Di fatto la politica italiana non è mai cambiata, la partitocrazia un po’ alla volta ha cancellato la democrazia, il centralismo romano ha fagocitato partiti nati federalisti oggi schierati al fianco di soggetti politici ultranazionalisti e così la disoccupazione da ciclica si è trasformata in strutturale con i nostri politici, tutti, non importa la colorazione, che hanno pensato bene di gestire il potere definanziando la sanità pubblica, colpendo le pensioni, indebolendo i lavoratori e le loro associazioni di categoria, facendo gravare le tasse sui salari, sino a privare lo Stato della sua sovranità economica, sacrificata alla produzione di avanzi primari utili al solo scopo di pagare il servizio del debito pubblico. Insomma, oggi come ieri, si è scelto di imporre l’austerità per rispettare il “vincolo esterno” tralasciando di aggredirlo con politiche di crescita, di controllo dei capitali e di giusto protezionismo, l’unica cosa che andava fatta! Oggi ci troviamo uno Stato impossibilitato a fare economia, l’Italia è stata svenduta, in parte regalata, anche la creazione dei Enrico Mattei, l’E.N.I., è stata privatizzata per il 70% e quando la rimanenza sarà, anch’essa finita nel portafoglio dei privati, della sovranità nazionale non rimarrà più nulla!
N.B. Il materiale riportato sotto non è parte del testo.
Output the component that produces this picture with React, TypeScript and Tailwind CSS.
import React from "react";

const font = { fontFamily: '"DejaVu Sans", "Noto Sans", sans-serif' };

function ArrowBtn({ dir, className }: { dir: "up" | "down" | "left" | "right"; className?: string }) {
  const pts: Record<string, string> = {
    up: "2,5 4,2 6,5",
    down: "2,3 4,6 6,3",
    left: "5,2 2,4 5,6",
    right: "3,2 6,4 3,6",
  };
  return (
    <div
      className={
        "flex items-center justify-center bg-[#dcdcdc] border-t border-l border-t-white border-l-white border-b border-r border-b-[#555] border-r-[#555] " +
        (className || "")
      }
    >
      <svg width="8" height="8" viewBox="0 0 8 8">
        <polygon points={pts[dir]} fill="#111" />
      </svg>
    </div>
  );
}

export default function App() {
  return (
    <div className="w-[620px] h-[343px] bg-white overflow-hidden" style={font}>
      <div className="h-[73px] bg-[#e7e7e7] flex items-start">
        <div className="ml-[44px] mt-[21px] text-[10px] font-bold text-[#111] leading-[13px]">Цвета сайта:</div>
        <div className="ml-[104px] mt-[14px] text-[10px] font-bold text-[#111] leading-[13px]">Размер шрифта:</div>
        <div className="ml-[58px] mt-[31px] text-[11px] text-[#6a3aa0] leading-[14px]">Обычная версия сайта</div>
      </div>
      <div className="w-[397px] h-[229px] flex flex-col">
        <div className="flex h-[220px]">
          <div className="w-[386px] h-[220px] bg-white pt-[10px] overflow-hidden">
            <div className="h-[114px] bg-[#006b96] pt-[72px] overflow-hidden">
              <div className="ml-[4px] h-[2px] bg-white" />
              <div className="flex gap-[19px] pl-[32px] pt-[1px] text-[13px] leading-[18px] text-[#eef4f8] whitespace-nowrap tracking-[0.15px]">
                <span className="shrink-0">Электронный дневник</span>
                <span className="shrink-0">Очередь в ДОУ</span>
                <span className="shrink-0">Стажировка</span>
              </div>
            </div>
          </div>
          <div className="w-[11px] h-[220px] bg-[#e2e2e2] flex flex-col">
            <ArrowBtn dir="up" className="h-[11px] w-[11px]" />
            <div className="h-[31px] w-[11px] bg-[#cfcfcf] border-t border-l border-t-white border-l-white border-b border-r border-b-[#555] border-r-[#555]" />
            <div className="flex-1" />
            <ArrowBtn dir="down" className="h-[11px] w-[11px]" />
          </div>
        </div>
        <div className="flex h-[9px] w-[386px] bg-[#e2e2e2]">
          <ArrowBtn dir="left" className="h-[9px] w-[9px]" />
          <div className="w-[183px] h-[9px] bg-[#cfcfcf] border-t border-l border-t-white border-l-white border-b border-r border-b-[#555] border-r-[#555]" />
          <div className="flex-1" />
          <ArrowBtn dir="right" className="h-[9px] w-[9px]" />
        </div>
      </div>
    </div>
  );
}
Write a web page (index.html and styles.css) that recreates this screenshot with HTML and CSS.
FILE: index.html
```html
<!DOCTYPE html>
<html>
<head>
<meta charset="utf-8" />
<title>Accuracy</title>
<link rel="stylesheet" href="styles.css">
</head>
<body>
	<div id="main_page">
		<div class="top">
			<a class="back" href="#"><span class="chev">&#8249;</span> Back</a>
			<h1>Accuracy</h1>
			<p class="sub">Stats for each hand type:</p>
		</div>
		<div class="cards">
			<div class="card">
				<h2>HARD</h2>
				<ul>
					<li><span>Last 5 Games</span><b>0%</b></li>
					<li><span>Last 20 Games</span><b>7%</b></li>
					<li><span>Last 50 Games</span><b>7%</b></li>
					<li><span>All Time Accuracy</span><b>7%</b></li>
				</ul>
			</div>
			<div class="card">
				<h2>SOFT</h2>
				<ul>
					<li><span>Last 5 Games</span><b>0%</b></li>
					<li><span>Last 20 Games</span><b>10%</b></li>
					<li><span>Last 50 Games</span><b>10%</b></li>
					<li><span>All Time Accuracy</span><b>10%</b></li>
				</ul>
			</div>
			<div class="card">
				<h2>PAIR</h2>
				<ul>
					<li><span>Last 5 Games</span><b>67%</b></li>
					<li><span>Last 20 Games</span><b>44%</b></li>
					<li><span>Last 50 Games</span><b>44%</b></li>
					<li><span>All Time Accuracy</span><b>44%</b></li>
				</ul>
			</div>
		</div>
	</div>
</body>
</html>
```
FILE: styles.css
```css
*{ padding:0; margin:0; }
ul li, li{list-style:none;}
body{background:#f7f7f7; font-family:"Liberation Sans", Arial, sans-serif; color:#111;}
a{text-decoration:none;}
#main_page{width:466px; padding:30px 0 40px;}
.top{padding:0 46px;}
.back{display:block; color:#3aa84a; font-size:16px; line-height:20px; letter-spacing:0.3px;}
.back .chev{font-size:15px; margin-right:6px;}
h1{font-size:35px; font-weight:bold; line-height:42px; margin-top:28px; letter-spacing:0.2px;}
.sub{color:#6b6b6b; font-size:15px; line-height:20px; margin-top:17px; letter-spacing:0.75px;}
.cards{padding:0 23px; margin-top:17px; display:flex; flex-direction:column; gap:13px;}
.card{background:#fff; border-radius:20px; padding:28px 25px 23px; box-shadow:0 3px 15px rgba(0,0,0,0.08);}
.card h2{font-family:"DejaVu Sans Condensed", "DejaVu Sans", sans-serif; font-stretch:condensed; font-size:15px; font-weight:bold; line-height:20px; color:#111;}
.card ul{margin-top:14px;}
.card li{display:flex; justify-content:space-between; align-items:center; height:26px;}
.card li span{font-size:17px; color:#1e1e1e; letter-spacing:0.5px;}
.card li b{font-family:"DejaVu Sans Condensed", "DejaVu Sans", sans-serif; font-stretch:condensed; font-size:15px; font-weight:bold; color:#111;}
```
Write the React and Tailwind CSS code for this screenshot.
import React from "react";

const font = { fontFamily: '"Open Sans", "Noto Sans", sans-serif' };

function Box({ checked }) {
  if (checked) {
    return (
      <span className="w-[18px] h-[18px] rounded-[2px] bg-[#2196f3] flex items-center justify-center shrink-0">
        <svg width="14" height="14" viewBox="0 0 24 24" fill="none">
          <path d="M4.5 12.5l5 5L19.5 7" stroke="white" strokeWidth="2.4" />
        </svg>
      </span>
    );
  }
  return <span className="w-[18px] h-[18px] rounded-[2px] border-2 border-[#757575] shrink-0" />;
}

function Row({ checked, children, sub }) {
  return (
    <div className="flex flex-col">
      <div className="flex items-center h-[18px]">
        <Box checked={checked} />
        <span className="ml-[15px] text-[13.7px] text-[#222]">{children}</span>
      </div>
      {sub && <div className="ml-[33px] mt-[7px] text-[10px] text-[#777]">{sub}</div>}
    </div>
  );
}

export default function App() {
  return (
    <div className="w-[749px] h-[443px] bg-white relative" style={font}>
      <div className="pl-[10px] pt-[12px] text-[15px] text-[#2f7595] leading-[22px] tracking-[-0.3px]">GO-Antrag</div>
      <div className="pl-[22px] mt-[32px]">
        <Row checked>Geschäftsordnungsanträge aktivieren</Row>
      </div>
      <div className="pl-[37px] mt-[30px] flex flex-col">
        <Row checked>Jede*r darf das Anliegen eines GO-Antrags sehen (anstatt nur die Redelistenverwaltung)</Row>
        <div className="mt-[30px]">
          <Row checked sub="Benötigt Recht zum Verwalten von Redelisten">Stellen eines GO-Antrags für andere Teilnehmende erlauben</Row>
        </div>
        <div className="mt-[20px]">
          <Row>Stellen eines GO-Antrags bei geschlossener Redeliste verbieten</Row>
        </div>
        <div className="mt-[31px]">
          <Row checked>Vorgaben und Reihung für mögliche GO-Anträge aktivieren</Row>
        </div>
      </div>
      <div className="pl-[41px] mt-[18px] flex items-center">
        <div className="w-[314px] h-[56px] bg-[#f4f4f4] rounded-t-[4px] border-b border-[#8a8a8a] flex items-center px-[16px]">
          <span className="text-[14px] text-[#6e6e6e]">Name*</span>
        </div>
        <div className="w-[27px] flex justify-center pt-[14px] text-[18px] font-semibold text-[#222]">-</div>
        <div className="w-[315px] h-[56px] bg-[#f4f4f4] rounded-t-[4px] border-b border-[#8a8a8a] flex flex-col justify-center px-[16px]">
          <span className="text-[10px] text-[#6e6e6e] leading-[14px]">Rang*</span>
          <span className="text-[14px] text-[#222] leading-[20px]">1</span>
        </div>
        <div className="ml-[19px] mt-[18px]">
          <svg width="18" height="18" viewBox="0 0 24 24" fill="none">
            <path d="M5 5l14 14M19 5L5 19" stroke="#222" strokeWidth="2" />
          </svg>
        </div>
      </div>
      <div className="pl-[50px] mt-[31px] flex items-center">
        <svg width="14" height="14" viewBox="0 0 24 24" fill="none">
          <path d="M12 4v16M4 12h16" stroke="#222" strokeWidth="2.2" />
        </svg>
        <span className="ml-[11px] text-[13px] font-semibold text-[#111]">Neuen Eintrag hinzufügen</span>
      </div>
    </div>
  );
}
Ora, credo sia veramente giunto il momento, anche per il più distratto, anche per più il “furbo”, così come per il più “scemo”, di prestare la giusta attenzione a ciò che sta accadendo, credo fermamente che il sogno di un’Italia libera dal giogo partitocratico non debba essere abbandonato, ma credo altrettanto fermamente che se il sogno di Italia Terra Celtica non diventerà nel breve il sogno di tutto il popolo italiano, non ci potrà più essere niente da fare con buona pace di chi passa le giornate a lamentarsi di tutto ciò che non va o di chi cerca in ogni modo di andare a fare la comparsa in qualche talk show televisivo a sfondo politico, continuamente alla ricerca di disperati e delle loro storie da regalare ai telespettatori che si godono la crisi italiana comodamente seduti sul sofà davanti al televisore nell’attesa di fare la stessa fine, che bontà loro, credono, finché inevitabilmente gli toccherà, non li possa mai sfiorare.